Naturgemäß betrafen zahlreiche bayerische
Außenbeziehungen weniger Europa als vornehmlich das Verhältnis Bayerns zum
Reich und zu den deutschen Ländern; so zu Zeiten von Reformation und
Gegenreformation, als Bayern, die unbestrittene Bastion gegen den neuen Glauben
im Reich, mit dem katholischen Kaiserhaus zusammenrückte, worauf Manfred
Heim eingeht. Selbst die von Maximilian Lanzinner beleuchtete rege
Diplomatie zwischen Spanien und Bayern im Dreißigjährigen Krieg bezog sich
letztlich auf das Machtgefüge im Reich, denn sie zielte auf ein bayerisches Eingreifen
in den Krieg an der Seite Kaiser Ferdinands ab, der hierfür die Translation der
Kurwürde von der Pfalz auf Bayern versprechen musste.
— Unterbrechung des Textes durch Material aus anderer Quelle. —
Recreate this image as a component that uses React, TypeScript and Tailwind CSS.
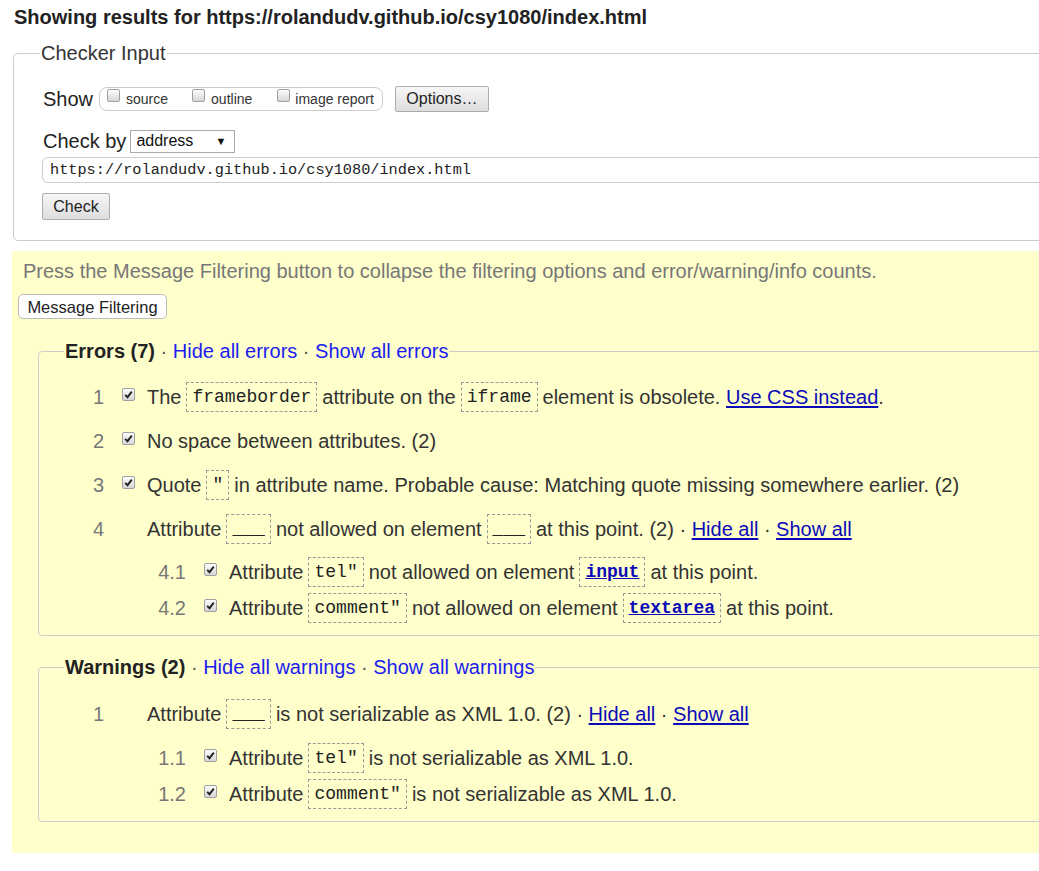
import React from 'react';

const SANS = "font-['Liberation_Sans',Arial,sans-serif]";
const MONO = "font-['Liberation_Mono','Courier_New',monospace]";

function Box({ checked = false }: { checked?: boolean }) {
  return (
    <span className="inline-flex h-[13px] w-[13px] shrink-0 items-center justify-center rounded-[2px] border border-[#a0a0a0] bg-gradient-to-b from-[#fcfcfc] to-[#d6d6d6]">
      {checked && (
        <svg width="9" height="9" viewBox="0 0 9 9">
          <path d="M1.2 4.8 L3.5 7.2 L7.8 1.6" fill="none" stroke="#222" strokeWidth="1.9" />
        </svg>
      )}
    </span>
  );
}

function Code({ children, link = false }: { children: React.ReactNode; link?: boolean }) {
  return (
    <code
      className={`mx-[5px] inline-block border border-dashed border-[#999] px-[5px] py-[3px] text-[18px] leading-[22px] ${MONO} ${
        link ? 'font-bold text-[#0b0bb8] underline' : 'text-[#222]'
      }`}
    >
      {children}
    </code>
  );
}

function A({ children }: { children: React.ReactNode }) {
  return <span className="text-[#0b0bb8] underline underline-offset-2">{children}</span>;
}

function Row({
  n,
  checked,
  sub = false,
  children,
}: {
  n: string;
  checked?: boolean;
  sub?: boolean;
  children: React.ReactNode;
}) {
  return (
    <li className={`flex items-center ${sub ? 'ml-[81px] h-[36px]' : 'h-[44px]'}`}>
      <span className={`${sub ? 'w-[40px]' : 'w-[39px]'} text-right text-[#777]`}>{n}</span>
      <span className="mb-[6px] ml-[18px] flex h-[13px] w-[13px]">{checked && <Box checked />}</span>
      <span className="ml-[12px] flex items-center whitespace-nowrap">{children}</span>
    </li>
  );
}

function Legend({ title, hide, show }: { title: string; hide: string; show: string }) {
  return (
    <legend className="ml-[-1px] px-[1px] text-[20px] leading-[23px]">
      <b className="text-[#222]">{title}</b>
      <span className="text-[#555]"> · </span>
      <span className="text-[#1c1cf0]">{hide}</span>
      <span className="text-[#555]"> · </span>
      <span className="text-[#1c1cf0]">{show}</span>
    </legend>
  );
}

export default function App() {
  return (
    <div className={`min-h-[871px] w-full overflow-hidden bg-white text-[#333] ${SANS}`}>
      <h2 className="pl-[14px] pt-[5px] text-[20px] font-bold leading-[24px] text-[#222]">
        Showing results for https://rolandudv.github.io/csy1080/index.html
      </h2>

      {/* Checker Input */}
      <fieldset className="ml-[13px] mt-[13px] w-[1100px] rounded-[5px] border border-[#ccc] pb-[20px] pl-[29px]">
        <legend className="ml-[-3px] px-[1px] text-[20px] leading-[23px] text-[#333]">Checker Input</legend>

        <div className="mt-[21px] flex h-[26px] items-center">
          <span className="text-[20px] text-[#222]">Show</span>
          <div className="ml-[6px] flex h-[24px] items-center rounded-[8px] border border-[#ccc] pl-[7px] pr-[8px] text-[14px] text-[#333]">
            <span className="mb-[7px] flex"><Box /></span>
            <span className="ml-[6px]">source</span>
            <span className="mb-[7px] ml-[24px] flex"><Box /></span>
            <span className="ml-[6px]">outline</span>
            <span className="mb-[7px] ml-[25px] flex"><Box /></span>
            <span className="ml-[5px]">image report</span>
          </div>
          <button className="ml-[12px] h-[26px] w-[94px] rounded-[2px] border border-[#adadad] bg-gradient-to-b from-[#f6f6f6] to-[#dedede] text-[16px] text-[#222]">
            Options…
          </button>
        </div>

        <div className="mt-[18px] flex h-[22px] items-center">
          <span className="text-[20px] leading-[22px] text-[#222]">Check by</span>
          <div className="ml-[4px] flex h-[23px] w-[105px] items-center justify-between border border-[#a9a9a9] bg-white pl-[5px] pr-[8px] text-[16px] text-[#111]">
            <span>address</span>
            <span className="text-[11px]">▼</span>
          </div>
        </div>

        <div className={`ml-[-1px] mt-[5px] flex h-[26px] items-center rounded-[6px] border border-[#ccc] pl-[7px] text-[15.25px] text-[#222] ${MONO}`}>
          https://rolandudv.github.io/csy1080/index.html
        </div>

        <button className="ml-[-1px] mt-[10px] block h-[27px] w-[68px] rounded-[2px] border border-[#adadad] bg-gradient-to-b from-[#f6f6f6] to-[#dedede] text-[16px] text-[#222]">
          Check
        </button>
      </fieldset>

      {/* Results */}
      <div className="ml-[12px] mt-[10px] w-[1100px] bg-[#ffffcc] pb-[31px] pt-[8px]">
        <p className="pl-[11px] text-[20px] leading-[24px] text-[#777]">
          Press the Message Filtering button to collapse the filtering options and error/warning/info counts.
        </p>
        <button className="ml-[6px] mt-[11px] h-[25px] w-[149px] rounded-[5px] border border-[#bbb] bg-white text-[16.5px] text-[#222]">
          Message Filtering
        </button>

        <fieldset className="ml-[26px] mt-[20px] rounded-[4px] border border-[#ccc] pb-[9px] pl-[26px] text-[20px] text-[#333]">
          <Legend title="Errors (7)" hide="Hide all errors" show="Show all errors" />
          <ol className="pt-[12px]">
            <Row n="1" checked>
              The<Code>frameborder</Code>attribute on the<Code>iframe</Code>element is obsolete.&nbsp;<A>Use CSS instead</A>.
            </Row>
            <Row n="2" checked>No space between attributes. (2)</Row>
            <Row n="3" checked>
              Quote<Code>"</Code>in attribute name. Probable cause: Matching quote missing somewhere earlier. (2)
            </Row>
            <Row n="4">
              Attribute<Code>___</Code>not allowed on element<Code>___</Code>at this point. (2) ·&nbsp;<A>Hide all</A>&nbsp;·&nbsp;<A>Show all</A>
            </Row>
            <li className="mt-[3px]">
              <ol>
                <Row n="4.1" checked sub>
                  Attribute<Code>tel"</Code>not allowed on element<Code link>input</Code>at this point.
                </Row>
                <Row n="4.2" checked sub>
                  Attribute<Code>comment"</Code>not allowed on element<Code link>textarea</Code>at this point.
                </Row>
              </ol>
            </li>
          </ol>
        </fieldset>

        <fieldset className="ml-[26px] mt-[20px] rounded-[4px] border border-[#ccc] pb-[9px] pl-[26px] text-[20px] text-[#333]">
          <Legend title="Warnings (2)" hide="Hide all warnings" show="Show all warnings" />
          <ol className="pt-[13px]">
            <Row n="1">
              Attribute<Code>___</Code>is not serializable as XML 1.0. (2) ·&nbsp;<A>Hide all</A>&nbsp;·&nbsp;<A>Show all</A>
            </Row>
            <li className="mt-[4px]">
              <ol>
                <Row n="1.1" checked sub>
                  Attribute<Code>tel"</Code>is not serializable as XML 1.0.
                </Row>
                <Row n="1.2" checked sub>
                  Attribute<Code>comment"</Code>is not serializable as XML 1.0.
                </Row>
              </ol>
            </li>
          </ol>
        </fieldset>
      </div>
    </div>
  );
}
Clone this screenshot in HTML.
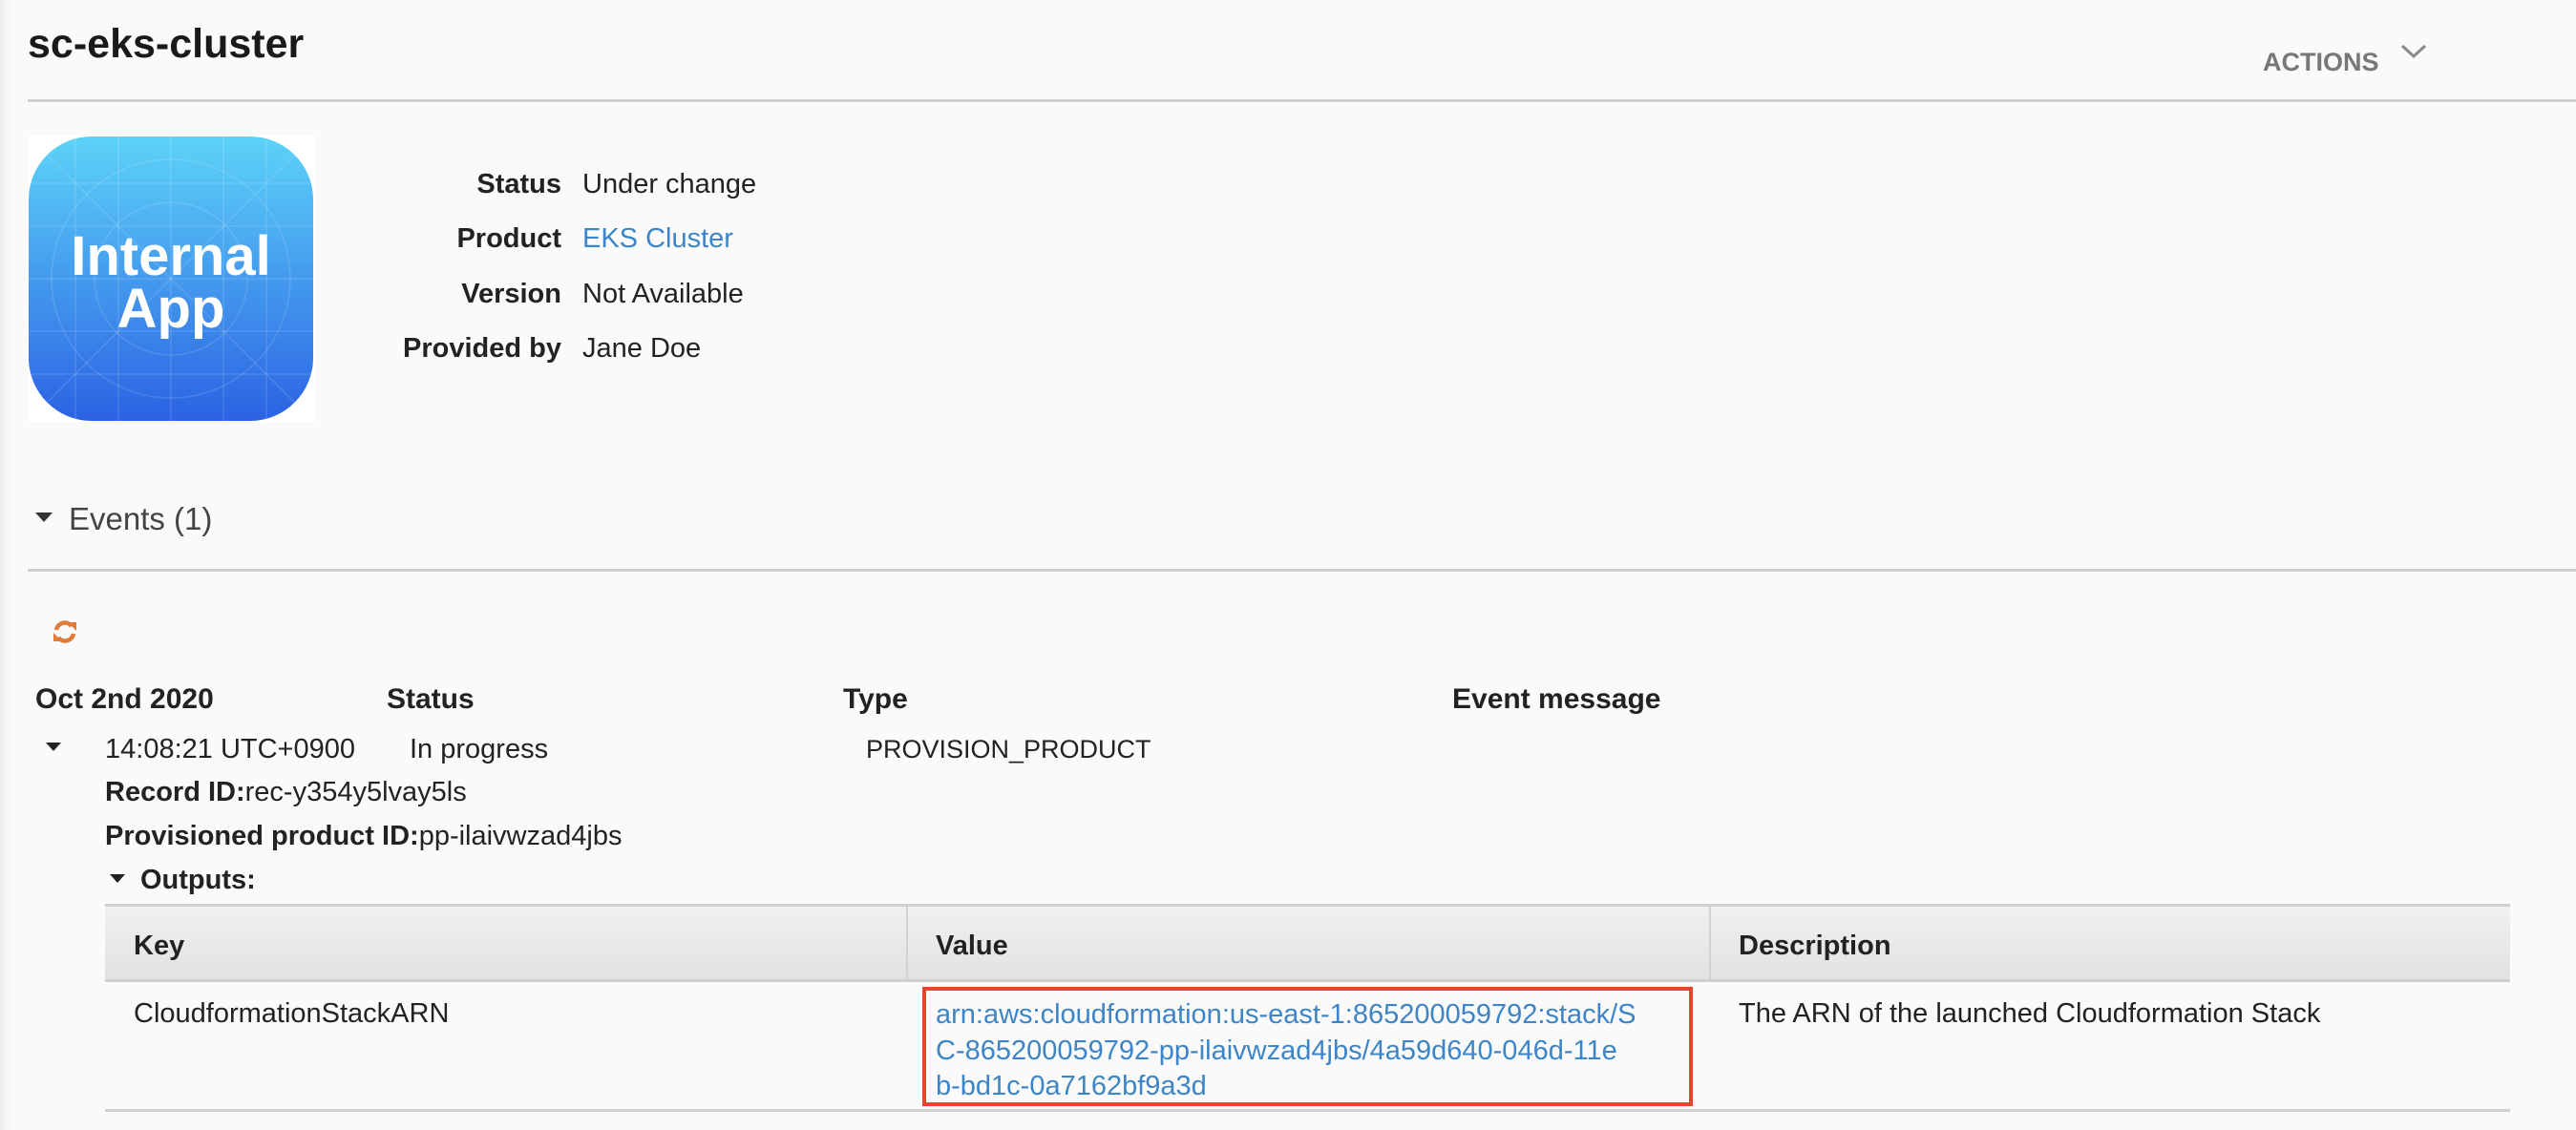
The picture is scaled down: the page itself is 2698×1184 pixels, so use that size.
<!DOCTYPE html>
<html><head><meta charset="utf-8"><style>
*{margin:0;padding:0;box-sizing:border-box}
html,body{width:2698px;height:1184px;overflow:hidden}
body{background:#fafafa;font-family:"Liberation Sans",Arial,sans-serif;color:#222;position:relative}
.a{position:absolute;white-space:nowrap;line-height:1}
.b{font-weight:bold}
.t{font-size:29px}
.h{font-size:30px;font-weight:bold}
.hr{position:absolute;height:3px;background:#cfcfcf}
.lnk{color:#3d85c6}
.tri{position:absolute;width:0;height:0;border-left:8px solid transparent;border-right:8px solid transparent;border-top:9px solid #222}
</style></head><body>
<div style="position:absolute;left:0;top:0;width:12px;height:1184px;background:linear-gradient(to right,#ececec,#fafafa)"></div>

<div class="a b" style="left:29px;top:25px;font-size:43px;color:#1a1a1a">sc-eks-cluster</div>
<div class="a b" style="left:2370px;top:52px;font-size:27px;color:#777">ACTIONS</div>
<svg style="position:absolute;left:2513px;top:44px" width="30" height="20"><path d="M3 4 L15 15 L27 4" stroke="#888" stroke-width="3" fill="none"/></svg>
<div class="hr" style="left:29px;top:104px;width:2669px"></div>

<div style="position:absolute;left:29px;top:142px;width:300px;height:300px;background:#fff">
<svg width="300" height="300" viewBox="0 0 300 300" style="position:absolute;left:0;top:0">
<defs><linearGradient id="g" x1="0" y1="0" x2="0" y2="1"><stop offset="0" stop-color="#5dd3f8"/><stop offset="1" stop-color="#2b62e3"/></linearGradient>
<clipPath id="c"><rect x="1" y="1" width="298" height="298" rx="66"/></clipPath></defs>
<rect x="1" y="1" width="298" height="298" rx="66" fill="url(#g)"/>
<g clip-path="url(#c)" stroke="#fff" stroke-opacity="0.13" stroke-width="1.5" fill="none">
<line x1="0" y1="0" x2="300" y2="300"/><line x1="300" y1="0" x2="0" y2="300"/>
<line x1="50" y1="0" x2="50" y2="300"/><line x1="95" y1="0" x2="95" y2="300"/><line x1="150" y1="0" x2="150" y2="300"/><line x1="205" y1="0" x2="205" y2="300"/><line x1="250" y1="0" x2="250" y2="300"/>
<line y1="50" x1="0" y2="50" x2="300"/><line y1="95" x1="0" y2="95" x2="300"/><line y1="150" x1="0" y2="150" x2="300"/><line y1="205" x1="0" y2="205" x2="300"/><line y1="250" x1="0" y2="250" x2="300"/>
<circle cx="150" cy="150" r="125"/><circle cx="150" cy="150" r="80"/>
</g></svg>
<div class="a b" style="left:0;width:300px;text-align:center;top:98px;font-size:58px;color:#fff">Internal</div>
<div class="a b" style="left:0;width:300px;text-align:center;top:153px;font-size:58px;color:#fff">App</div>
</div>

<div class="a b t" style="right:2110px;top:179px">Status</div>
<div class="a t" style="left:610px;top:179px">Under change</div>
<div class="a b t" style="right:2110px;top:236px">Product</div>
<div class="a t lnk" style="left:610px;top:236px">EKS Cluster</div>
<div class="a b t" style="right:2110px;top:294px">Version</div>
<div class="a t" style="left:610px;top:294px">Not Available</div>
<div class="a b t" style="right:2110px;top:351px">Provided by</div>
<div class="a t" style="left:610px;top:351px">Jane Doe</div>

<div class="tri" style="left:37px;top:537px;border-top-color:#333;border-width:10px 9px 0 9px"></div>
<div class="a" style="left:72px;top:527px;font-size:33px;color:#444">Events (1)</div>
<div class="hr" style="left:29px;top:596px;width:2669px"></div>

<svg style="position:absolute;left:55px;top:649px" width="26" height="26" viewBox="0 0 26 26"><g fill="none" stroke="#e07b39" stroke-width="4.5"><path d="M4 11 A9 9 0 0 1 20 7"/><path d="M22 15 A9 9 0 0 1 6 19"/></g><path d="M16 3 L25 3 L25 12 Z" fill="#e07b39"/><path d="M10 23 L1 23 L1 14 Z" fill="#e07b39"/></svg>

<div class="a h" style="left:37px;top:718px">Oct 2nd 2020</div>
<div class="a h" style="left:405px;top:718px">Status</div>
<div class="a h" style="left:883px;top:718px">Type</div>
<div class="a h" style="left:1521px;top:718px">Event message</div>

<div class="tri" style="left:48px;top:778px"></div>
<div class="a t" style="left:110px;top:771px">14:08:21 UTC+0900</div>
<div class="a t" style="left:429px;top:771px">In progress</div>
<div class="a" style="left:907px;top:772px;font-size:27px">PROVISION_PRODUCT</div>

<div class="a t" style="left:110px;top:816px"><b>Record ID:</b>rec-y354y5lvay5ls</div>
<div class="a t" style="left:110px;top:862px"><b>Provisioned product ID:</b>pp-ilaivwzad4jbs</div>
<div class="tri" style="left:115px;top:916px"></div>
<div class="a b t" style="left:147px;top:908px">Outputs:</div>

<div style="position:absolute;left:110px;top:947px;width:2519px;height:82px;background:linear-gradient(#f0f0f0,#e2e2e2);border-top:3px solid #cfcfcf;border-bottom:3px solid #cfcfcf"></div>
<div style="position:absolute;left:949px;top:950px;width:2px;height:76px;background:#d2d2d2"></div>
<div style="position:absolute;left:1790px;top:950px;width:2px;height:76px;background:#d2d2d2"></div>
<div class="a b t" style="left:140px;top:977px">Key</div>
<div class="a b t" style="left:980px;top:977px">Value</div>
<div class="a b t" style="left:1821px;top:977px">Description</div>

<div class="a t" style="left:140px;top:1048px">CloudformationStackARN</div>
<div style="position:absolute;left:966px;top:1034px;width:807px;height:125px;border:4px solid #e8432e"></div>
<div class="a lnk t" style="left:980px;line-height:37.5px;top:1045px">arn:aws:cloudformation:us-east-1:865200059792:stack/S<br>C-865200059792-pp-ilaivwzad4jbs/4a59d640-046d-11e<br>b-bd1c-0a7162bf9a3d</div>
<div class="a t" style="left:1821px;top:1048px">The ARN of the launched Cloudformation Stack</div>
<div class="hr" style="left:110px;top:1162px;width:2519px"></div>
</body></html>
Und wenn „Kaiserin“ Maria
Theresia – für den Sammelband porträtiert von Reinhard Stauber – in Bayern ihren „declarierten Feind“
sah, so beruhte dieser Konflikt im Kern auf der Rivalität um die Reichskrone;
später folgten Gebietsstreitigkeiten und die Frage der bayerischen Erbfolge. Wolfram
Siemann nennt als Eckpunkte der Außenpolitik Ludwigs I. nicht nur die
Rückgewinnung der 1815 an Baden gefallenen rechtsrheinischen Pfalz, sondern
auch den Erhalt und Ausbau der im Deutschen Bund formal erlangten Souveränität
Bayerns. Auch Hermann Rumschöttel nimmt auf Bayerns
Souveränitätsinteressen als „Mittelmacht“ im Deutschen Bund Bezug und schildert
Bayerns nach 1848 forcierte Idee eines „Dritten Deutschland“ unter bayerischer
Führung als Gegenpol zu Österreich und vor allem Preußen. Europa tritt da mehr
und mehr in den Hintergrund.
Bemerkenswert ist auch der zum Teil
interdisziplinäre Ansatz des Bandes,
wenn etwa der Kunsthistoriker Frank Büttner der Frage nachgeht, ob es
einen urbayerischen Barock gibt und hierzu den Kunst- und Kulturaustausch mit
Italien unter die Lupe nimmt, oder wenn Hannelore Putz über Leo von
Klenze berichtet, der erst bayerischer Hofbaumeister, dann Schöpfer der 1852
vollendeten Neuen Eremitage in St. Petersburg wurde. Hervorzuheben ist in
diesem Zusammenhang der einzige explizit rechtshistorische Beitrag: Hermann
Nehlsen fasst seine neuesten Erkenntnisse zur Entstehung der „Lex Baiuvariorum“
zusammen, die aus der Zeit vor dem langobardischen Edictum Rothari (643)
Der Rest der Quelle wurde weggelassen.